When you say that you "trust" the smart contract, there are a few things that this could mean. Here are a few I can think of, ordered from most to least technical:

  • Trusting that the bytecode deployed on the blockchain matches the source code: the Solidity compiler is deterministic, so if I deploy a smart contract, and then I tell you "here is the source code for that smart contract", then you can compile my source code and see that it matches the bytecode on the blockchain.
  • Trusting that the smart contract is controlled by the right people:
    • if the project is large enough, then you can look at the history of transactions with that smart contract; if I deploy a copy of a big project's smart contracts, then I'd have to also generate more transactions than their project has in order to fool you, which is financially infeasible.
    • if you know the address of a person who is responsible for the smart contract, then you can see if the given smart contract was created by the same person, and/or you can see if they have ever executed a function that only the owner is supposed to be able to execute.
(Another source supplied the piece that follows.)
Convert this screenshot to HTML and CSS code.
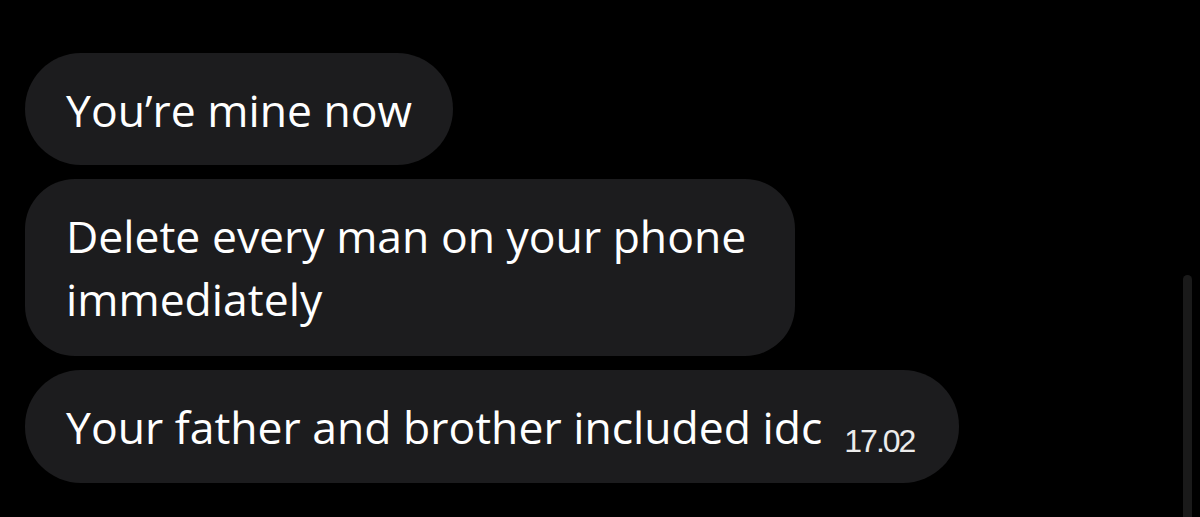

  • Trusting that the smart contract's code doesn't have bugs: for this, you can read the source code, or rely on an analysis made by someone else (also known as an audit). If the code was designed with this in mind, then it could be possible to use formal mathematical methods to prove properties of the code, like "it will never loop more than X amount of times". This is quite difficult, because there are typically a lot of moving parts in the code, and keeping all of them in your head can be challenging.
  • Trusting that the code does the "right thing": for this, you need to look at what rules are enforced by the code, and how those rules translate into real-life consequences. ("Rules must always be evaluated by their power to oppress") This requires you to look beyond the code and into the wider social context of the technology, and requires a "systems view" of that context. Several upcoming technologies, like AI text and image generators, facial recognition, self-piloting machines, and algorithmic social networks, are currently being evaluated on the topic of whether they would do the "right thing" for society as a whole.
  • Trusting that the project is not a scam and/or won't be abandoned: this is outside the scope of blockchain trust, and is instead more of a question of investment advice. It is as hard to prove this for a blockchain project as it is for a conventional startup -- potentially even harder, because of the pseudonymity inherent in blockchain technology which makes it easier to perform fraud without consequence.